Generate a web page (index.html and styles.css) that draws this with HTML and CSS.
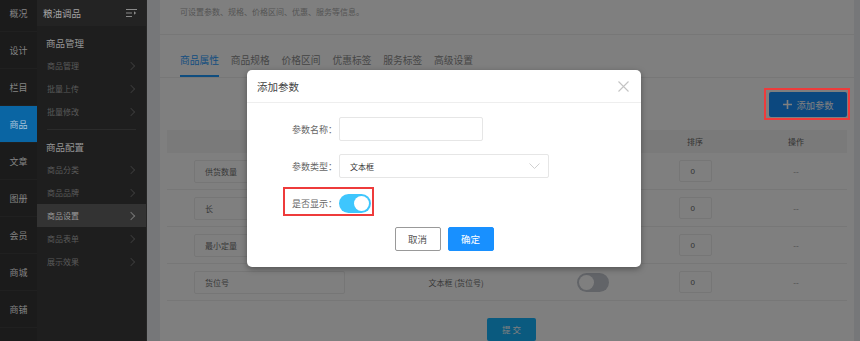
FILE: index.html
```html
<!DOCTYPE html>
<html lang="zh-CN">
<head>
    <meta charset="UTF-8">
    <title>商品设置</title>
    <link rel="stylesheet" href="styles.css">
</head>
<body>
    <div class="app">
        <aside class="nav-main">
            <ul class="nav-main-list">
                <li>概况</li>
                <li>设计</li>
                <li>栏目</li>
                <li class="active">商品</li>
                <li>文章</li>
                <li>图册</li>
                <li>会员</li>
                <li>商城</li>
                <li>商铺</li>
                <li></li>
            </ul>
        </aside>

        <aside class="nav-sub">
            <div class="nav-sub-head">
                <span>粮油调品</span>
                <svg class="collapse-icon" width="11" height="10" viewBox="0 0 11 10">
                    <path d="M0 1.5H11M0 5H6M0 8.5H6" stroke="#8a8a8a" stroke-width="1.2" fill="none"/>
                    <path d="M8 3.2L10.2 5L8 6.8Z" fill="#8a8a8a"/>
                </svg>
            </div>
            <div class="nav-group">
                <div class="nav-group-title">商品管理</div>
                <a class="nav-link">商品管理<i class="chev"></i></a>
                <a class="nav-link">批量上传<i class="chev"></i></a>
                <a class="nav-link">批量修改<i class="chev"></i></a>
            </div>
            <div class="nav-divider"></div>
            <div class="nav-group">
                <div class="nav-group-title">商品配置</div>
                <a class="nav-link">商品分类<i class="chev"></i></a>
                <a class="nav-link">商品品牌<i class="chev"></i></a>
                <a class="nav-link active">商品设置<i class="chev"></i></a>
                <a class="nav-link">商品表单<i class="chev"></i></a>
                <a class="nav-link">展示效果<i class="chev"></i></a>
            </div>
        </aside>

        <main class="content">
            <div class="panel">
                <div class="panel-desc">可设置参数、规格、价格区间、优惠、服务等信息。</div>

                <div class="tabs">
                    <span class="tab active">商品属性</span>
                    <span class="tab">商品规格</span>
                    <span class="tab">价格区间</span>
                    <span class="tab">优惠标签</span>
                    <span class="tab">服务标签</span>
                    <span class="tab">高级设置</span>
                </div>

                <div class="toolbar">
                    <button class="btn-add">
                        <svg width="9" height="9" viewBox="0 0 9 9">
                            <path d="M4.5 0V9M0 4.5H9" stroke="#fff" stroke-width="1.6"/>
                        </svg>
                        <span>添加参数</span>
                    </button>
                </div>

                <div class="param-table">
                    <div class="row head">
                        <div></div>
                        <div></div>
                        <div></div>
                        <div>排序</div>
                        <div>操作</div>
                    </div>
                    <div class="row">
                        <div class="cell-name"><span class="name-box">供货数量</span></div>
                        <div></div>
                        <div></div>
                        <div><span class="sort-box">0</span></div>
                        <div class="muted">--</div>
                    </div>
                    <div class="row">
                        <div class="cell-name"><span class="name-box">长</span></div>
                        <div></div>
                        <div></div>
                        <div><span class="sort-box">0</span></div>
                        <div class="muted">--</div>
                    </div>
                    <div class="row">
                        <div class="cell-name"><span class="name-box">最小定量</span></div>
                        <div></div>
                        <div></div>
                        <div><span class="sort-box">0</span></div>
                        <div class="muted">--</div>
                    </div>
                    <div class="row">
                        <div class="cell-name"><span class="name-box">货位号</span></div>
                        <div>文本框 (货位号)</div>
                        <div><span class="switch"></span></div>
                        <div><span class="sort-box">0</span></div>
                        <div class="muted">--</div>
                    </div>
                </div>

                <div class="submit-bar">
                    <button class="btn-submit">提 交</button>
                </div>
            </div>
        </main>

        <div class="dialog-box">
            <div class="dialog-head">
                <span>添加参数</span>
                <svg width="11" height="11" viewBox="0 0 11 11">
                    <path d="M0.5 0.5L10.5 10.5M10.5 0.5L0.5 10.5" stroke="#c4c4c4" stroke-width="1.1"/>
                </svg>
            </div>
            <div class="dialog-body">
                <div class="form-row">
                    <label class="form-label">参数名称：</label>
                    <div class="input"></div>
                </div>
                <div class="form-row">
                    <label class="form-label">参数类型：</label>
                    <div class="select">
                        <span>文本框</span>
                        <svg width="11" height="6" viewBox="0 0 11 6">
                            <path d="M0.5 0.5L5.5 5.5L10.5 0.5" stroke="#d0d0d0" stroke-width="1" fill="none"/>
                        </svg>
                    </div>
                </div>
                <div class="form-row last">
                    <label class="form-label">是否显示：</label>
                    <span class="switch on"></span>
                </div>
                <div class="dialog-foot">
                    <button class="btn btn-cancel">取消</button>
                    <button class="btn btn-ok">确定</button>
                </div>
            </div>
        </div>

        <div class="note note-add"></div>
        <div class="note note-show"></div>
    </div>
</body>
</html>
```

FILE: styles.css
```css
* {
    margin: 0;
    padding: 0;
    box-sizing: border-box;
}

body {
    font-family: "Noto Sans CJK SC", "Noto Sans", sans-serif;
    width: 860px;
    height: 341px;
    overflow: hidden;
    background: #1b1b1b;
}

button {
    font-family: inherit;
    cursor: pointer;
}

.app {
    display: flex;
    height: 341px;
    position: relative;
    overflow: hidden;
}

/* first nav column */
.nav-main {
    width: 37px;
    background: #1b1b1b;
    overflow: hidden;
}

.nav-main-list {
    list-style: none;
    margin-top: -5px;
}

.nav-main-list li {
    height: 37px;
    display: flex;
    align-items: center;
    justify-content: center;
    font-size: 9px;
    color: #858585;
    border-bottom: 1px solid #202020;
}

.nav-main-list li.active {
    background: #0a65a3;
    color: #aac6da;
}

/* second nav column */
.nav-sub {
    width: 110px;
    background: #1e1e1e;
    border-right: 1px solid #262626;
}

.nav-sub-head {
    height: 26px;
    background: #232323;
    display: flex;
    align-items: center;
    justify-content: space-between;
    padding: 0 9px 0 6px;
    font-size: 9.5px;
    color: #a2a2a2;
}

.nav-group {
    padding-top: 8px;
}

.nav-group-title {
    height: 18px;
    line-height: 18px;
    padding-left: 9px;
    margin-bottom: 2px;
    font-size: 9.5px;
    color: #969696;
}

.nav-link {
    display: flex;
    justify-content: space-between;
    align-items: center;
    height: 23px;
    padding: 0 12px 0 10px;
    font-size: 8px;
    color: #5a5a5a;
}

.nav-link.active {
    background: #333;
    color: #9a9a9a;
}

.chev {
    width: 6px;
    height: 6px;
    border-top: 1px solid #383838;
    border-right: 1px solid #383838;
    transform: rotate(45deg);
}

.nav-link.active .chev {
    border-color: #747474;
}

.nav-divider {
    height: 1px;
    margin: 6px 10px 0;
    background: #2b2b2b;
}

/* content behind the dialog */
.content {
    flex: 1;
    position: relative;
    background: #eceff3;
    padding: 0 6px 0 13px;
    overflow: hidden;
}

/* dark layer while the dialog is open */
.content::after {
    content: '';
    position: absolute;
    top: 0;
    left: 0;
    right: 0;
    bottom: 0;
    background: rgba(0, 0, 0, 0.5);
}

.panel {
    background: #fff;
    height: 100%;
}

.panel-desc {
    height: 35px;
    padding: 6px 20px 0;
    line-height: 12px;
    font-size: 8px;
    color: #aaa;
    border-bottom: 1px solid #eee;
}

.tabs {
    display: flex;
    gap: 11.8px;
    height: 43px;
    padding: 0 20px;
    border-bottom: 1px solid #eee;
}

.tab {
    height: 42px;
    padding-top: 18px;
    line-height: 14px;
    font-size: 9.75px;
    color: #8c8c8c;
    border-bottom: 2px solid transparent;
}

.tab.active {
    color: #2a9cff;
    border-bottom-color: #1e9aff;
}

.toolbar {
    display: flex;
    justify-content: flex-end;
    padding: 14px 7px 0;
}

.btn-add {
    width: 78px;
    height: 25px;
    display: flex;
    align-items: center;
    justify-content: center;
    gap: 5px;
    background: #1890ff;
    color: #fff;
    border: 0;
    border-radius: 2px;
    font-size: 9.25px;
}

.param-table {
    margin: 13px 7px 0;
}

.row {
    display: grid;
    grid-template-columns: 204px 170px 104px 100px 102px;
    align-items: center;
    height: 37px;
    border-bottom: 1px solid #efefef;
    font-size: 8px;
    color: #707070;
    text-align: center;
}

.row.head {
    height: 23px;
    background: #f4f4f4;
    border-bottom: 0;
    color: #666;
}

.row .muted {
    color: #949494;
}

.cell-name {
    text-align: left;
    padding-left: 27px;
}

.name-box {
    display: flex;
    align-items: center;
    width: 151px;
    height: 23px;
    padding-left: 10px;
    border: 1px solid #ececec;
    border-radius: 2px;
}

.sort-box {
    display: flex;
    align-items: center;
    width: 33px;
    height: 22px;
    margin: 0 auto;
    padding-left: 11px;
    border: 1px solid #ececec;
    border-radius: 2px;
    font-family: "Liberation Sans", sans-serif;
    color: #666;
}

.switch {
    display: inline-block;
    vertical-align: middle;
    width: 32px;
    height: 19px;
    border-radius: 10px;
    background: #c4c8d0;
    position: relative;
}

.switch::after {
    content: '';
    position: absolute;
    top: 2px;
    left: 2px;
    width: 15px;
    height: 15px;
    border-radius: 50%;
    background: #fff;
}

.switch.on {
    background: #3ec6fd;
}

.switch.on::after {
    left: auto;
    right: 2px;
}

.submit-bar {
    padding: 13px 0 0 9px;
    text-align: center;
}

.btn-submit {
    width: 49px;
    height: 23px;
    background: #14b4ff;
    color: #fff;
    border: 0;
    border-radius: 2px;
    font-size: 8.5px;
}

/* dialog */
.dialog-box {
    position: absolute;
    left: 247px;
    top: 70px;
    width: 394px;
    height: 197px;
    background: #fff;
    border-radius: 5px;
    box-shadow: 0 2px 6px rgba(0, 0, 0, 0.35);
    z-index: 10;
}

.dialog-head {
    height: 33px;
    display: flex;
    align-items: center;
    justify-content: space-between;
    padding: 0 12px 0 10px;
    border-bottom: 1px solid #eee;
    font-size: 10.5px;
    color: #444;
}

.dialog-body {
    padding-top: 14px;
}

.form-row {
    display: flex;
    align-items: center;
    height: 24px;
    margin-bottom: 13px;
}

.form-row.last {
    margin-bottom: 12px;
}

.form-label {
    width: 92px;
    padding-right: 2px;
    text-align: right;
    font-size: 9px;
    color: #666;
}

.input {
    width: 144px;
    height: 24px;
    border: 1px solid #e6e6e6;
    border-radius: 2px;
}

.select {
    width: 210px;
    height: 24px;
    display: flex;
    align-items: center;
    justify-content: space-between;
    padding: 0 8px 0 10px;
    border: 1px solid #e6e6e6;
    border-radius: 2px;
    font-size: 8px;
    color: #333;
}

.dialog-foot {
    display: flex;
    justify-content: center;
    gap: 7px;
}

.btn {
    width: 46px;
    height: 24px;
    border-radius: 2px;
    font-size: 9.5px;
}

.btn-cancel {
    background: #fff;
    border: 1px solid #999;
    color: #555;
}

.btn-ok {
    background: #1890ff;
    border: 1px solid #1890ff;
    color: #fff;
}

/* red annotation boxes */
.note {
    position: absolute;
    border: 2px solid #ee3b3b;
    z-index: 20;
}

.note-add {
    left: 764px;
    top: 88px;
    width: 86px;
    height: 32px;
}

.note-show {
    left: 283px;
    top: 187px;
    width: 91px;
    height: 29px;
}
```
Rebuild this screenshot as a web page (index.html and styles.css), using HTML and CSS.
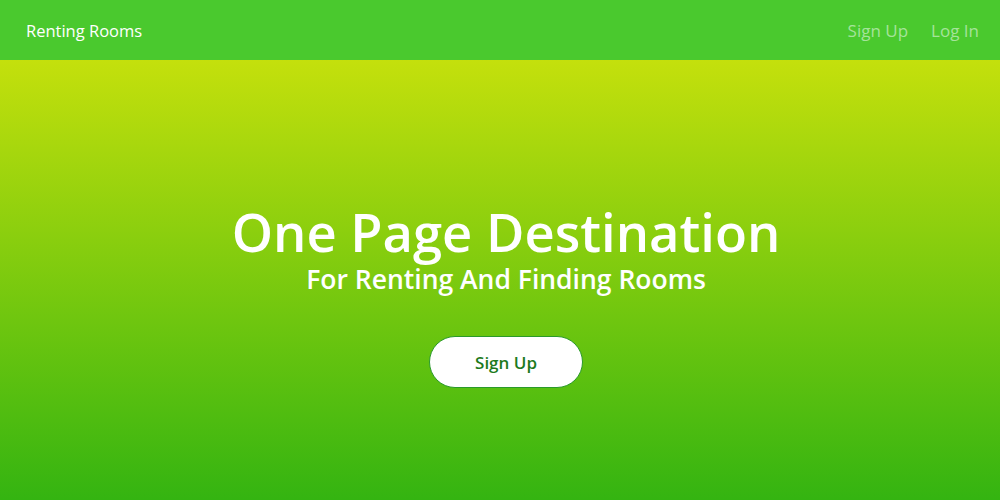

□ □ □ □

Check every line of the data, and copy the ones that contain "styles".

### SOLUTION TO THIS EXERCISE:
Generate a web page (index.html and styles.css) that draws this with HTML and CSS.
    <link rel="stylesheet" href="styles.css">
FILE: styles.css
Rebuild this screenshot as a web page (index.html and styles.css), using HTML and CSS.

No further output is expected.